Brian Tallerico, Roger Ebert

4/5 stars
“It should come as no surprise that Farrell is magnetically watchable; this role is right in his wheelhouse. But the edgier-than-usual portrayal from McAdams, who usually goes for perky and lovable, is a revelation. And Kitsch’s angst-ridden presence is sure to move him into the big leagues. When the next batch of Emmy nominations is doled out, Vaughn and McAdams are almost certain to be named.”
David Martindale, DFW.com

“McAdams has been on her own acting tear of late, appearing in Terrence Malick’s To the Wonder, opposite Philip Seymour Hoffman in A Most Wanted Man, and Jake Gyllenhaal in this summer’s Southpaw, and here caps it all with her karate-black-belt honey, carving up boxing dummies as if in revenge for being posed as Love Object Number One for dewy-eyed romcom Romeos all these years. Her full name is Antigone, as in Sophocles.”
Tom Shone, Vogue

“McAdams is the real powerhouse here in a startling performance of sheer steel and raw wounds. The actresses magnetizing performance should force her generation of actresses to step up their game. And wallow everyone doubts how decisive a well written role for a strong female lead is in the right hands.”
Dominic Patten, Deadline

“The strength of the show is in the acting—by Mr. Farrell, who’s obsessive and volatile, and Ms.

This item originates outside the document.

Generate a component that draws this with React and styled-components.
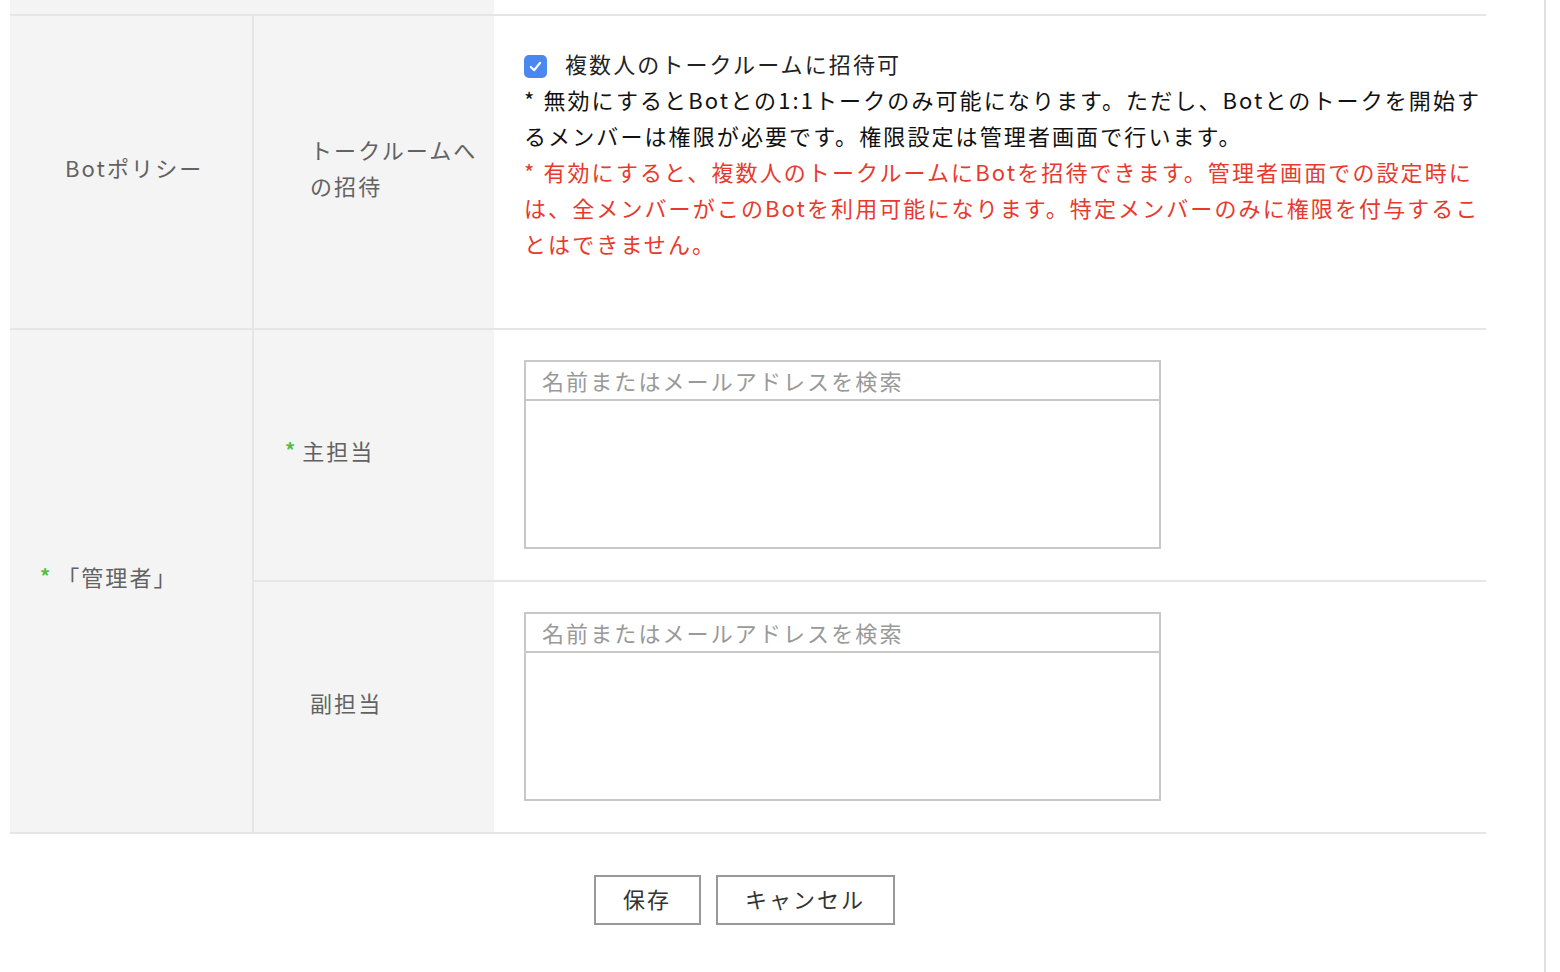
import React from 'react';
import styled, { createGlobalStyle } from 'styled-components';

const GlobalStyle = createGlobalStyle`
  html, body {
    margin: 0;
    padding: 0;
    background: #fff;
  }
  body {
    font-family: 'Noto Sans CJK JP', 'Noto Sans', sans-serif;
    font-size: 22px;
    letter-spacing: 2.1px;
  }
`;

const Page = styled.div`
  width: 1546px;
  min-height: 972px;
  border-right: 2px solid #e0e0e0;
  padding-left: 10px;
  box-sizing: border-box;
`;

const Table = styled.div`
  display: grid;
  grid-template-columns: 244px 240px 992px;
  width: 1476px;
`;

const TopStrip = styled.div`
  grid-column: ${(p) => p.$span};
  height: 14px;
  background: ${(p) => (p.$gray ? '#f4f4f4' : '#fff')};
  border-bottom: 2px solid #e6e6e6;
`;

const Label = styled.div`
  grid-row: ${(p) => p.$rows || 'auto'};
  background: #f4f4f4;
  border-bottom: 2px solid #e6e6e6;
  border-right: ${(p) => (p.$divider ? '2px solid #e6e6e6' : 'none')};
  display: flex;
  align-items: center;
  padding: 0 8px 10px ${(p) => p.$indent}px;
  color: #626262;
  line-height: 36px;
`;

const Required = styled.span`
  color: #52bd43;
  font-size: 20px;
  font-weight: 700;
  margin-left: -25px;
  margin-right: 7px;
  letter-spacing: 0;
  line-height: 1;
  align-self: center;
  margin-top: 0;
`;

const Content = styled.div`
  border-bottom: 2px solid #e6e6e6;
  padding: ${(p) => p.$pad};
  line-height: 36px;
  color: #111;
`;

const CheckRow = styled.label`
  display: flex;
  align-items: center;
  gap: 18px;
  color: #222;
`;

const CheckBox = styled.span`
  width: 23px;
  height: 23px;
  border-radius: 5px;
  background: #4a87ee;
  display: flex;
  align-items: center;
  justify-content: center;
  flex-shrink: 0;
  margin-top: 6px;
`;

const Note = styled.div`
  color: ${(p) => (p.$warn ? '#e8392e' : '#111')};
  white-space: nowrap;
`;

const SearchBox = styled.div`
  width: 637px;
  height: 189px;
  border: 2px solid #c8c8c8;
  box-sizing: border-box;
  display: flex;
  flex-direction: column;
`;

const SearchInput = styled.div`
  height: 37px;
  border-bottom: 2px solid #c8c8c8;
  padding-left: 16px;
  line-height: 36px;
  color: #999;
`;

const Buttons = styled.div`
  width: 1476px;
  display: flex;
  justify-content: center;
  gap: 15px;
  padding: 41px 0 0;
  box-sizing: border-box;
  transform: translateX(-4px);
`;

const Button = styled.button`
  height: 50px;
  width: ${(p) => p.$w}px;
  border: 2px solid #999;
  background: #fff;
  font-family: inherit;
  font-size: 22px;
  letter-spacing: 2px;
  color: #333;
  padding: 0 0 4px;
  cursor: pointer;
`;

function Check() {
  return (
    <CheckBox>
      <svg width="15" height="15" viewBox="0 0 16 16">
        <path d="M3 8.5 L6.5 12 L13 4" fill="none" stroke="#fff" strokeWidth="2.2" strokeLinecap="round" strokeLinejoin="round" />
      </svg>
    </CheckBox>
  );
}

export default function App() {
  return (
    <>
      <GlobalStyle />
      <Page>
        <Table>
          <TopStrip $span="1 / 3" $gray />
          <TopStrip $span="3 / 4" />

          <Label $divider $indent={55}>Botポリシー</Label>
          <Label $indent={56}>トークルームへの招待</Label>
          <Content $pad="29px 6px 67px 30px">
            <CheckRow>
              <Check />
              複数人のトークルームに招待可
            </CheckRow>
            <Note>* 無効にするとBotとの1:1トークのみ可能になります。ただし、Botとのトークを開始す</Note>
            <Note>るメンバーは権限が必要です。権限設定は管理者画面で行います。</Note>
            <Note $warn>* 有効にすると、複数人のトークルームにBotを招待できます。管理者画面での設定時に</Note>
            <Note $warn>は、全メンバーがこのBotを利用可能になります。特定メンバーのみに権限を付与するこ</Note>
            <Note $warn>とはできません。</Note>
          </Content>

          <Label $rows="span 2" $divider $indent={55}>
            <Required>*</Required>「管理者」
          </Label>
          <Label $indent={56}>
            <Required>*</Required>主担当
          </Label>
          <Content $pad="30px 0 31px 30px">
            <SearchBox>
              <SearchInput>名前またはメールアドレスを検索</SearchInput>
            </SearchBox>
          </Content>
          <Label $indent={56}>副担当</Label>
          <Content $pad="30px 0 31px 30px">
            <SearchBox>
              <SearchInput>名前またはメールアドレスを検索</SearchInput>
            </SearchBox>
          </Content>
        </Table>
        <Buttons>
          <Button $w={107}>保存</Button>
          <Button $w={179}>キャンセル</Button>
        </Buttons>
      </Page>
    </>
  );
}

McAdams, who’s latently ferocious.”
John Anderson, Wall Street Journal

A-
“McAdams is ferocious. Farrell, reeking of desperation and disappointment, is also doing stellar work (though his droopy mustache does half the work for him). Vaughn, unfortunately, is tasked with most of Pizzolatto’s signature pseudo-philosophizing, and his rat-a-tat-tat cadences don’t mesh well with the writer’s grand rhetorical style. (He does convey blank-eyed menace well.)”
Vicki Hyman, Newark Star-Ledger

“Rachel McAdams lights up the early episodes of the returned ‘True Detective,’ but something has changed. Ani, however, is something to watch from the get-go. McAdams is such a luminescent performer that she expands the claustrophobic nature of noir, flashing on its edges and furniture in a way that makes the returning dark seem both more and less dangerous. Pizzolatto has also given her a wonderfully insane back story”
Mary McNamara, Los Angeles Times

“It’s up to Rachel McAdams to be lead detective, then, and it’s a good choice. She’s brainy and tough, and Pizzolotto has her address the fact that as another way too physically slight woman to be in the business, she protects herself with all manner of knives and firearms”
Roger Catlin, RogerCatlin.com

“If there’s anyone with any chance of enjoying a McConaughaissance here it’s probably McAdams – an actor whose characters are more usually associated with the death of the romcom than murders involving people with eyes burned out by acid. Here, her Ani is a convincing mess.”